Yellow leaves on a tree that normally bears green foliage is often a sign of either a nitrogen or iron deficiency. With a nitrogen shortage, the entire leaf turns yellow and may drop off. With an iron deficiency the veins of the leaf remain green even as the rest of the leaf turns yellow.
Leaves affected by specific nutrient shortages may be smaller and their canopies less dense compared to those of other trees of the same species. Sometimes new twig growth may be less vigorous than in prior years.

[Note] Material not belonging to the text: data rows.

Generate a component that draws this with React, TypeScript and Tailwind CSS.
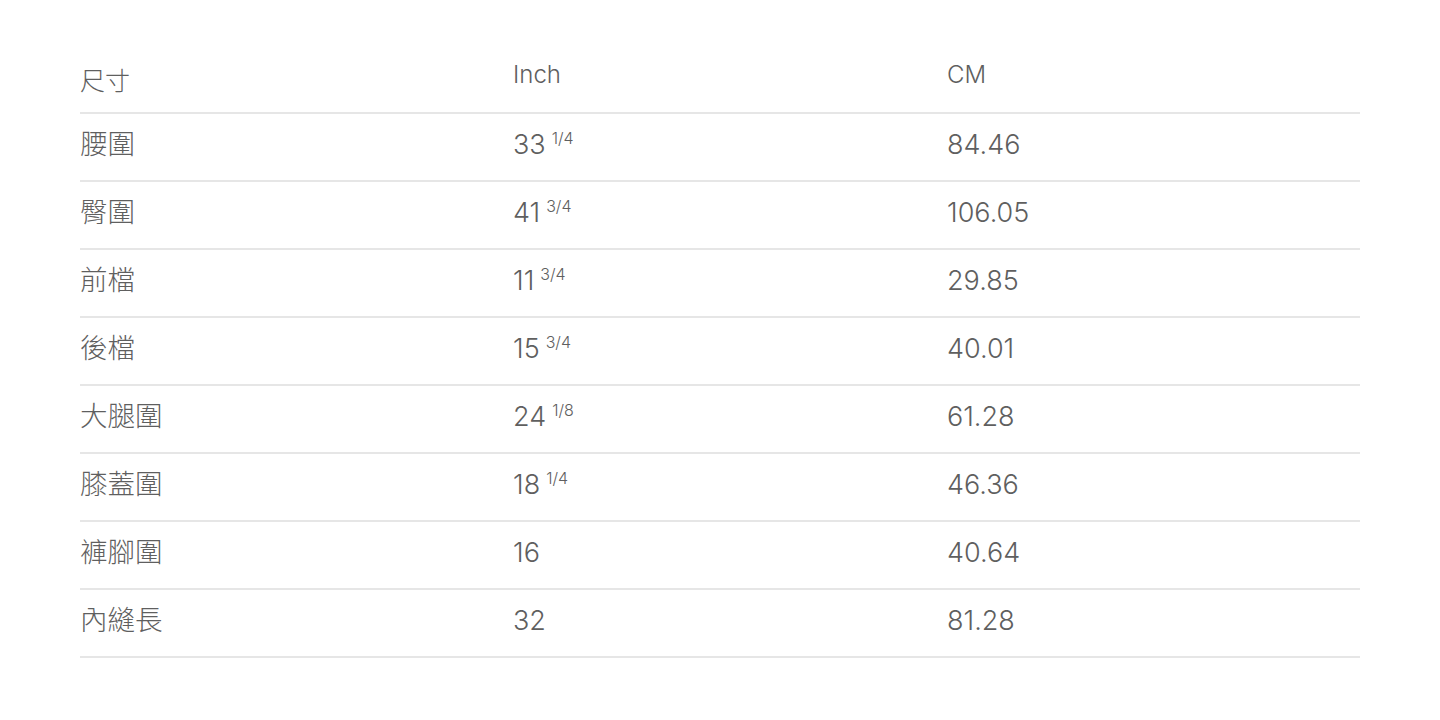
const rows: { label: string; inch: string; frac?: string; cm: string }[] = [
  { label: '腰圍', inch: '33', frac: '1/4', cm: '84.46' },
  { label: '臀圍', inch: '41', frac: '3/4', cm: '106.05' },
  { label: '前檔', inch: '11', frac: '3/4', cm: '29.85' },
  { label: '後檔', inch: '15', frac: '3/4', cm: '40.01' },
  { label: '大腿圍', inch: '24', frac: '1/8', cm: '61.28' },
  { label: '膝蓋圍', inch: '18', frac: '1/4', cm: '46.36' },
  { label: '褲腳圍', inch: '16', cm: '40.64' },
  { label: '內縫長', inch: '32', cm: '81.28' },
]

const FONT = { fontFamily: 'Inter, "Noto Sans CJK TC", sans-serif' }

export default function App() {
  return (
    <div className="min-h-[720px] bg-white px-20 pt-[56px] text-[#5f5f5f] font-light" style={FONT}>
      <div className="grid grid-cols-[433px_434px_1fr] border-b-2 border-[#e6e6e6] h-[58px] items-start">
        <div className="pt-[9px] text-[25px] leading-[32px]">尺寸</div>
        <div className="pt-[3px] text-[24px] leading-[32px]">Inch</div>
        <div className="pt-[3px] text-[24px] leading-[32px]">CM</div>
      </div>
      {rows.map((r) => (
        <div
          key={r.label}
          className="grid grid-cols-[433px_434px_1fr] border-b-2 border-[#e6e6e6] h-[68px] items-start pt-[13px]"
        >
          <div className="text-[27.5px] leading-[35px]">{r.label}</div>
          <div className="text-[27px] leading-[35px]">
            {r.inch}
            {r.frac && <span className="ml-[6px] align-[10px] text-[16px] leading-none">{r.frac}</span>}
          </div>
          <div className="text-[27px] leading-[35px]">{r.cm}</div>
        </div>
      ))}
    </div>
  )
}
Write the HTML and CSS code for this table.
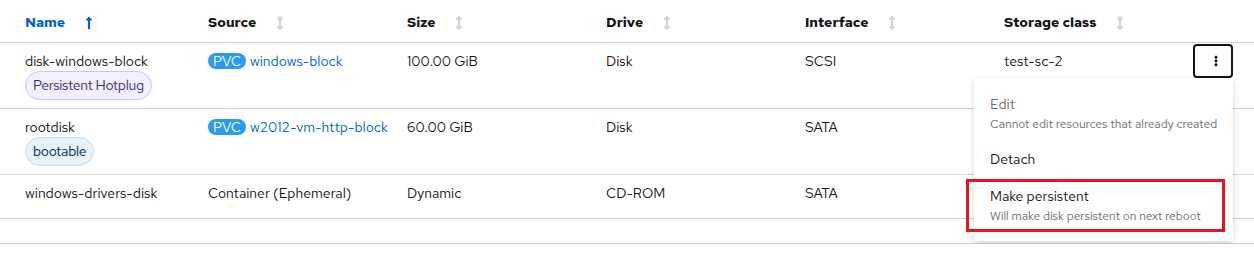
FILE: index.html
```html
<!doctype html>
<html lang="en">
    <head>
        <meta charset="UTF-8" />
        <title>Disks</title>
        <link rel="stylesheet" href="styles.css">
    </head>
    <body>
        <div class="disk-table">
            <div class="row head">
                <div class="cell first sorted">Name
                    <svg class="sort-icon" viewBox="0 0 256 512"><path d="M88 166.059V468c0 6.627 5.373 12 12 12h56c6.627 0 12-5.373 12-12V166.059h46.059c21.382 0 32.09-25.851 16.971-40.971l-86.059-86.059c-9.373-9.373-24.569-9.373-33.941 0l-86.059 86.059c-15.119 15.119-4.411 40.971 16.971 40.971H88z"/></svg>
                </div>
                <div class="cell">Source
                    <svg class="sort-icon" viewBox="0 0 256 512"><path d="M214.059 377.941H168V134.059h46.059c21.382 0 32.09-25.851 16.971-40.971L144.971 7.029c-9.373-9.373-24.568-9.373-33.941 0L24.971 93.088c-15.119 15.119-4.411 40.971 16.971 40.971H88v243.882H41.941c-21.382 0-32.09 25.851-16.971 40.971l86.059 86.059c9.373 9.373 24.568 9.373 33.941 0l86.059-86.059c15.12-15.119 4.412-40.971-16.97-40.971z"/></svg>
                </div>
                <div class="cell">Size
                    <svg class="sort-icon" viewBox="0 0 256 512"><path d="M214.059 377.941H168V134.059h46.059c21.382 0 32.09-25.851 16.971-40.971L144.971 7.029c-9.373-9.373-24.568-9.373-33.941 0L24.971 93.088c-15.119 15.119-4.411 40.971 16.971 40.971H88v243.882H41.941c-21.382 0-32.09 25.851-16.971 40.971l86.059 86.059c9.373 9.373 24.568 9.373 33.941 0l86.059-86.059c15.12-15.119 4.412-40.971-16.97-40.971z"/></svg>
                </div>
                <div class="cell">Drive
                    <svg class="sort-icon" viewBox="0 0 256 512"><path d="M214.059 377.941H168V134.059h46.059c21.382 0 32.09-25.851 16.971-40.971L144.971 7.029c-9.373-9.373-24.568-9.373-33.941 0L24.971 93.088c-15.119 15.119-4.411 40.971 16.971 40.971H88v243.882H41.941c-21.382 0-32.09 25.851-16.971 40.971l86.059 86.059c9.373 9.373 24.568 9.373 33.941 0l86.059-86.059c15.12-15.119 4.412-40.971-16.97-40.971z"/></svg>
                </div>
                <div class="cell">Interface
                    <svg class="sort-icon" viewBox="0 0 256 512"><path d="M214.059 377.941H168V134.059h46.059c21.382 0 32.09-25.851 16.971-40.971L144.971 7.029c-9.373-9.373-24.568-9.373-33.941 0L24.971 93.088c-15.119 15.119-4.411 40.971 16.971 40.971H88v243.882H41.941c-21.382 0-32.09 25.851-16.971 40.971l86.059 86.059c9.373 9.373 24.568 9.373 33.941 0l86.059-86.059c15.12-15.119 4.412-40.971-16.97-40.971z"/></svg>
                </div>
                <div class="cell">Storage class
                    <svg class="sort-icon" viewBox="0 0 256 512"><path d="M214.059 377.941H168V134.059h46.059c21.382 0 32.09-25.851 16.971-40.971L144.971 7.029c-9.373-9.373-24.568-9.373-33.941 0L24.971 93.088c-15.119 15.119-4.411 40.971 16.971 40.971H88v243.882H41.941c-21.382 0-32.09 25.851-16.971 40.971l86.059 86.059c9.373 9.373 24.568 9.373 33.941 0l86.059-86.059c15.12-15.119 4.412-40.971-16.97-40.971z"/></svg>
                </div>
                <div class="cell"></div>
            </div>

            <div class="row tall">
                <div class="cell first stack">
                    <span>disk-windows-block</span>
                    <span class="label purple">Persistent Hotplug</span>
                </div>
                <div class="cell"><span class="badge">PVC</span><a href="#">windows-block</a></div>
                <div class="cell">100.00 GiB</div>
                <div class="cell">Disk</div>
                <div class="cell">SCSI</div>
                <div class="cell">test-sc-2</div>
                <div class="cell actions">
                    <button class="kebab">
                        <svg viewBox="0 0 192 512"><path d="M96 184c39.8 0 72 32.2 72 72s-32.2 72-72 72-72-32.2-72-72 32.2-72 72-72zM24 80c0 39.8 32.2 72 72 72s72-32.2 72-72S135.8 8 96 8 24 40.2 24 80zm0 352c0 39.8 32.2 72 72 72s72-32.2 72-72-32.2-72-72-72-72 32.2-72 72z"/></svg>
                    </button>
                    <ul class="menu">
                        <li class="menu-item disabled">
                            <div class="item-title">Edit</div>
                            <div class="item-desc">Cannot edit resources that already created</div>
                        </li>
                        <li class="menu-item">
                            <div class="item-title">Detach</div>
                        </li>
                        <li class="menu-item highlighted">
                            <div class="item-title">Make persistent</div>
                            <div class="item-desc">Will make disk persistent on next reboot</div>
                        </li>
                    </ul>
                </div>
            </div>

            <div class="row tall">
                <div class="cell first stack">
                    <span>rootdisk</span>
                    <span class="label blue">bootable</span>
                </div>
                <div class="cell"><span class="badge">PVC</span><a href="#">w2012-vm-http-block</a></div>
                <div class="cell">60.00 GiB</div>
                <div class="cell">Disk</div>
                <div class="cell">SATA</div>
                <div class="cell"></div>
                <div class="cell"></div>
            </div>

            <div class="row plain">
                <div class="cell first">windows-drivers-disk</div>
                <div class="cell">Container (Ephemeral)</div>
                <div class="cell">Dynamic</div>
                <div class="cell">CD-ROM</div>
                <div class="cell">SATA</div>
                <div class="cell"></div>
                <div class="cell"></div>
            </div>

            <div class="row empty"></div>
        </div>
    </body>
</html>
```

FILE: styles.css
```css
body {
    margin: 0;
    font-family: "Red Hat Text", Roboto, sans-serif;
    font-size: 14px;
    line-height: 21px;
    color: #151515;
    background-color: #ffffff;
}
.disk-table {
    width: 1254px;
}
.row {
    display: grid;
    grid-template-columns: 200px 199px 199px 199px 199px 189px 69px;
    border-bottom: 1px solid #d2d2d2;
    box-sizing: content-box;
}
.cell {
    padding: 0 8px;
    min-width: 0;
    white-space: nowrap;
}
.cell.first {
    padding-left: 25px;
}

/* Header */
.head {
    height: 42px;
    font-weight: 700;
}
.head .cell {
    padding-top: 12px;
    display: flex;
    align-items: flex-start;
    gap: 20px;
}
.head .sorted {
    color: #0066cc;
}
.sort-icon {
    width: 8px;
    height: 14px;
    margin-top: 4px;
    fill: #d2d2d2;
}
.sorted .sort-icon {
    fill: #0066cc;
}

/* Body rows */
.tall {
    height: 65px;
}
.tall .cell {
    padding-top: 8px;
}
.plain {
    height: 43px;
}
.plain .cell {
    padding-top: 8px;
}
.empty {
    height: 24px;
}
.stack {
    display: flex;
    flex-direction: column;
    align-items: flex-start;
}
a {
    color: #0066cc;
    text-decoration: none;
}
.badge {
    display: inline-block;
    height: 16px;
    line-height: 16px;
    padding: 0 5px;
    margin-right: 4px;
    border-radius: 8px;
    background-color: #2b9af3;
    color: #ffffff;
}
.label {
    display: inline-block;
    padding: 3px 7px;
    border-radius: 15px;
    border: 1px solid;
    line-height: 21px;
    letter-spacing: -0.3px;
    margin-top: -1px;
}
.label.purple {
    background-color: #f2f0fc;
    border-color: #cbc1ff;
    color: #3c2a88;
}
.label.blue {
    background-color: #e7f1fa;
    border-color: #bee1f4;
    color: #002952;
}

/* Actions */
.actions {
    position: relative;
    padding-top: 1px !important;
}
.kebab {
    width: 40px;
    height: 34px;
    border: 2px solid #151515;
    border-radius: 4px;
    background: #ffffff;
    display: flex;
    align-items: center;
    justify-content: center;
    padding: 0 0 0 6px;
}
.kebab svg {
    width: 4px;
    height: 14px;
    fill: #151515;
}
.menu {
    position: absolute;
    top: 35px;
    right: 21px;
    width: 259px;
    margin: 0;
    padding: 8px 0;
    list-style: none;
    background-color: #ffffff;
    box-shadow: 0 4px 8px 0 rgba(3, 3, 3, 0.12), 0 0 4px 0 rgba(3, 3, 3, 0.06);
    z-index: 10;
}
.menu-item {
    position: relative;
    padding: 8px 16px;
}
.item-title {
    font-size: 14px;
    line-height: 21px;
    color: #151515;
}
.item-desc {
    font-size: 12px;
    line-height: 18px;
    color: #6a6e73;
}
.disabled .item-title {
    color: #6a6e73;
}
/* Annotation box round the highlighted item */
.highlighted::after {
    content: "";
    position: absolute;
    top: 1px;
    bottom: 1px;
    left: -8px;
    right: 8px;
    border: 3px solid #e5141f;
}
```
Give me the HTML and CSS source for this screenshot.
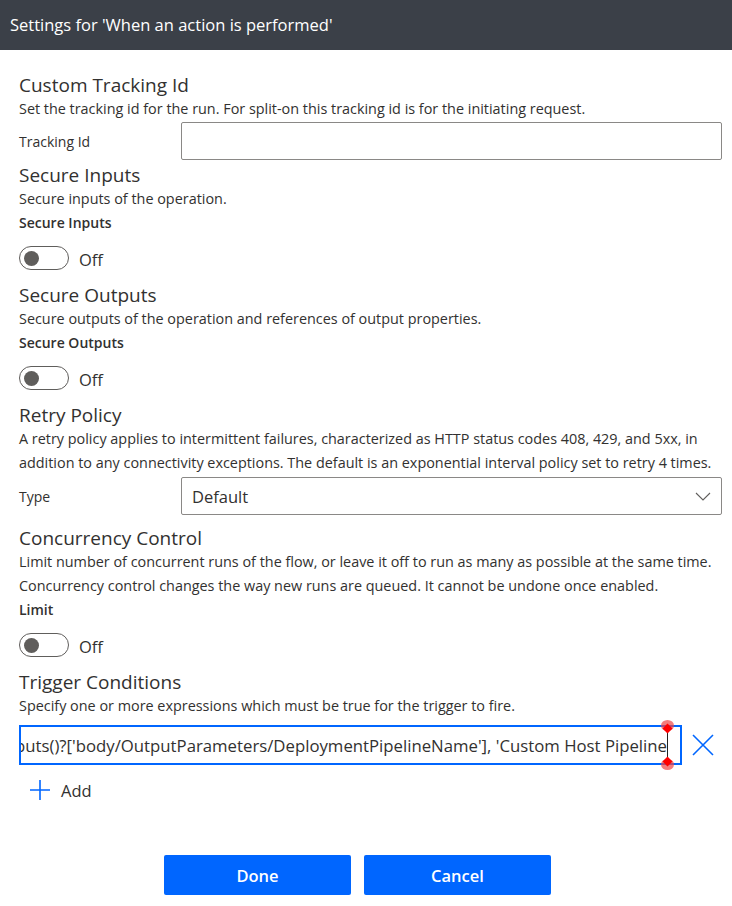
FILE: index.html
```html
<!DOCTYPE html>
<html lang="en">
<head>
  <meta charset="UTF-8">
  <meta name="viewport" content="width=device-width, initial-scale=1.0">
  <title>Settings</title>
  <link rel="stylesheet" href="styles.css">
</head>
<body>

  <div class="panel">

    <!-- Cabeçalho -->
    <div class="panel-header">Settings for 'When an action is performed'</div>

    <div class="panel-body">

      <div class="setting">
        <h2 class="setting-title">Custom Tracking Id</h2>
        <p class="setting-desc">Set the tracking id for the run. For split-on this tracking id is for the initiating request.</p>
        <div class="field-row field-row-tight">
          <label class="field-label" for="trackingId">Tracking Id</label>
          <input class="text-field" id="trackingId" type="text">
        </div>
      </div>

      <div class="setting">
        <h2 class="setting-title">Secure Inputs</h2>
        <p class="setting-desc">Secure inputs of the operation.</p>
        <div class="setting-label">Secure Inputs</div>
        <div class="toggle-row">
          <span class="toggle"><span class="toggle-knob"></span></span>
          <span class="toggle-text">Off</span>
        </div>
      </div>

      <div class="setting">
        <h2 class="setting-title">Secure Outputs</h2>
        <p class="setting-desc">Secure outputs of the operation and references of output properties.</p>
        <div class="setting-label">Secure Outputs</div>
        <div class="toggle-row">
          <span class="toggle"><span class="toggle-knob"></span></span>
          <span class="toggle-text">Off</span>
        </div>
      </div>

      <div class="setting">
        <h2 class="setting-title">Retry Policy</h2>
        <p class="setting-desc">A retry policy applies to intermittent failures, characterized as HTTP status codes 408, 429, and 5xx, in<br>addition to any connectivity exceptions. The default is an exponential interval policy set to retry 4 times.</p>
        <div class="field-row">
          <span class="field-label">Type</span>
          <div class="select-box">
            <span>Default</span>
            <svg width="16" height="9" viewBox="0 0 16 9"><path d="M1 1 L8 8 L15 1" fill="none" stroke="#605e5c" stroke-width="1.1"/></svg>
          </div>
        </div>
      </div>

      <div class="setting">
        <h2 class="setting-title">Concurrency Control</h2>
        <p class="setting-desc">Limit number of concurrent runs of the flow, or leave it off to run as many as possible at the same time.<br>Concurrency control changes the way new runs are queued. It cannot be undone once enabled.</p>
        <div class="setting-label">Limit</div>
        <div class="toggle-row">
          <span class="toggle"><span class="toggle-knob"></span></span>
          <span class="toggle-text">Off</span>
        </div>
      </div>

      <div class="setting">
        <h2 class="setting-title">Trigger Conditions</h2>
        <p class="setting-desc">Specify one or more expressions which must be true for the trigger to fire.</p>
        <div class="condition-row">
          <div class="condition-field">
            <div class="condition-clip">
              <span class="condition-text">@equals(triggerOutputs()?['body/OutputParameters/DeploymentPipelineName'], 'Custom Host Pipeline</span>
            </div>
            <span class="caret"></span>
            <span class="handle handle-top"></span>
            <span class="handle handle-bottom"></span>
          </div>
          <svg class="remove-icon" width="22" height="22" viewBox="0 0 22 22"><path d="M1 1 L21 21 M21 1 L1 21" stroke="#0066ff" stroke-width="1.6"/></svg>
        </div>
        <div class="add-row">
          <svg width="22" height="22" viewBox="0 0 22 22"><path d="M11 1 V21 M1 11 H21" stroke="#0066ff" stroke-width="1.6"/></svg>
          <span>Add</span>
        </div>
      </div>

    </div>

    <div class="panel-footer">
      <button class="btn">Done</button>
      <button class="btn">Cancel</button>
    </div>

  </div>

</body>
</html>
```

FILE: styles.css
```css
body {
  font-family: "Open Sans", Arial, sans-serif;
  background-color: #fff;
  color: #323130;
  margin: 0;
}
.panel {
  width: 732px;
}
.panel-header {
  height: 50px;
  background-color: #3b4048;
  color: #fff;
  font-size: 16.5px;
  line-height: 50px;
  padding-left: 10px;
}
.panel-body {
  padding: 23px 10px 0 19px;
}
.setting-title {
  margin: 0;
  font-size: 19px;
  font-weight: 400;
  line-height: 24px;
}
.setting-desc {
  margin: 0;
  font-size: 14.4px;
  line-height: 24px;
}
.setting-label {
  font-size: 14px;
  font-weight: 600;
  line-height: 24px;
}
/* Linha com rótulo e campo */
.field-row {
  display: flex;
  align-items: center;
  margin: 2px 0 11px;
}
.field-row-tight {
  margin: 1px 0 3px;
}
.field-label {
  width: 162px;
  font-size: 14px;
}
.text-field {
  flex: 1;
  height: 38px;
  box-sizing: border-box;
  border: 1px solid #8a8886;
  border-radius: 2px;
  margin: 0;
}
.select-box {
  flex: 1;
  height: 38px;
  box-sizing: border-box;
  border: 1px solid #8a8886;
  border-radius: 2px;
  display: flex;
  align-items: center;
  justify-content: space-between;
  padding: 0 10px 0 10px;
  font-size: 16.5px;
}
/* Interruptor */
.toggle-row {
  display: flex;
  align-items: center;
  height: 24px;
  margin: 11px 0 13px;
}
.toggle {
  width: 50px;
  height: 24px;
  box-sizing: border-box;
  border: 1px solid #605e5c;
  border-radius: 12px;
  display: flex;
  align-items: center;
  padding-left: 4px;
}
.toggle-knob {
  width: 15px;
  height: 15px;
  border-radius: 50%;
  background-color: #605e5c;
}
.toggle-text {
  margin-left: 10px;
  margin-top: 2px;
  font-size: 16.5px;
}
/* Condições */
.condition-row {
  display: flex;
  align-items: center;
  margin-top: 7px;
}
.condition-field {
  position: relative;
  width: 663px;
  height: 40px;
  box-sizing: border-box;
  border: 2px solid #0066ff;
  padding-right: 13px;
}
.condition-clip {
  height: 100%;
  overflow: hidden;
  display: flex;
  align-items: center;
  justify-content: flex-end;
}
.condition-text {
  flex-shrink: 0;
  white-space: nowrap;
  font-size: 16.75px;
}
.caret {
  position: absolute;
  right: 12px;
  top: 5px;
  width: 1px;
  height: 26px;
  background-color: #222;
}
.handle {
  position: absolute;
  right: 6px;
  width: 13px;
  height: 11px;
  border-radius: 50%;
  background-color: rgba(240, 70, 70, 0.7);
}
.handle::after {
  content: "";
  position: absolute;
  left: 3px;
  width: 7px;
  height: 7px;
  background-color: #f00;
  transform: rotate(45deg);
}
.handle-top {
  top: -7px;
}
.handle-top::after {
  top: 5px;
}
.handle-bottom {
  bottom: -7px;
}
.handle-bottom::after {
  top: -1px;
}
.remove-icon {
  margin-left: 10px;
}
.add-row {
  display: flex;
  align-items: center;
  height: 30px;
  margin-top: 10px;
  padding-left: 10px;
  font-size: 16.5px;
}
.add-row span {
  margin-left: 10px;
}
/* Rodapé */
.panel-footer {
  display: flex;
  justify-content: center;
  gap: 13px;
  margin-top: 50px;
  padding-right: 17px;
}
.btn {
  width: 187px;
  height: 40px;
  background-color: #0066ff;
  color: #fff;
  border: none;
  border-radius: 2px;
  font-family: "Open Sans", Arial, sans-serif;
  font-size: 16.5px;
  font-weight: 600;
}
```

If you notice any of these symptoms, first rule out other causes [See: Tree and Shrub Pests and Diseases] before choosing to fertilize.
Soil Testing
For certainty, also conduct a soil test [See: Soil for Trees and Shrubs]. The test will indicate the nature and amount of shortage of the three key nutrients, nitrogen, phosphorous and potassium. Follow the soil test’s recommendations regarding the amount and type of fertilizer to apply.
Choosing Fertilizers
Shrubs, especially flowering species, may need to be fed more often than trees. Use a light application of all-purpose fertilizer in the spring and again in the summer.
Feed more frequently if there is a nutritional deficiency, as indicated by unusual leaf coloration and confirmed by a soil test.
Generally, flower and fruit trees occasionally need potassium and phosphorus for root health, flowering and fruit development. Most other species may require more nitrogen to promote foliage growth. Iron deficiency—a common cause of foliage yellowing—is usually cured by amending the soil with an additive containing chelated iron.
On loose sandy soils broadcast the needed fertilizer over an area from its trunk to twice the diameter of the tree’s or shrub’s foliage canopy.
In clayey or compacted soils, bore holes in the soil around the tree’s drip line—the area beneath the outer edge of the tree’s canopy—and fill the holes with a slow-release fertilizer, which will feed the roots at a prescribed rate over a period of time.
Always water after applying fertilizers and amendments to avoid burning your plants. Keep in mind a simple tip: when in doubt, less is better than more. More fertilizer can always be added later, but stopping the damage done by too-heavy applications is hard work.
Five Fertilizer Choices
Fertilizers are available in a confusing number of options: natural, organic, inorganic, synthetic, liquid, dry, and water-soluble forms.
Eliminate the confusion by referring to the composition analysis on the package. It’s a trio of numbers such as 10–10–10 that tells the relative percentage by weight for the nitrogen, phosphorus, and potassium the fertilizer contains.
Nitrogen fuels foliage and fruit development, while phosphorus and potassium help nutrient transport between roots, stems, and leaves. They also increase a tree or shrub’s general vigor.
For most tree and shrub applications, a complete, balanced fertilizer with equal measures of all three macronutrients is best, as in the 10-10-10 example. To apply various fertilizers, choose from these options.
Fertilizer Options
Apply liquid and water-soluble fertilizers to the soil around the plant’s drip line, an imaginary circle on the ground under the outermost foliage.
Apply dry, granular, and synthetic fertilizers by sprinkling them onto the soil around the plant, then working them into the soil with a hand fork or claw. Water after application.
Apply natural manure and inorganic mineral fertilizers by spreading them across the soil surface around the plant. Work them into the surface with a rake, fork, or claw. Water after application.
Apply organic compost to the soil in a layer, 2–3 in. (50–75 mm) thick, avoiding contact with shrub stems or tree trunks. Water after application.
Apply foliar fertilizers using a hose-end sprayer set to the package-recommended application rate. Choose a time early on a calm, warm day to allow foliage to dry before evening.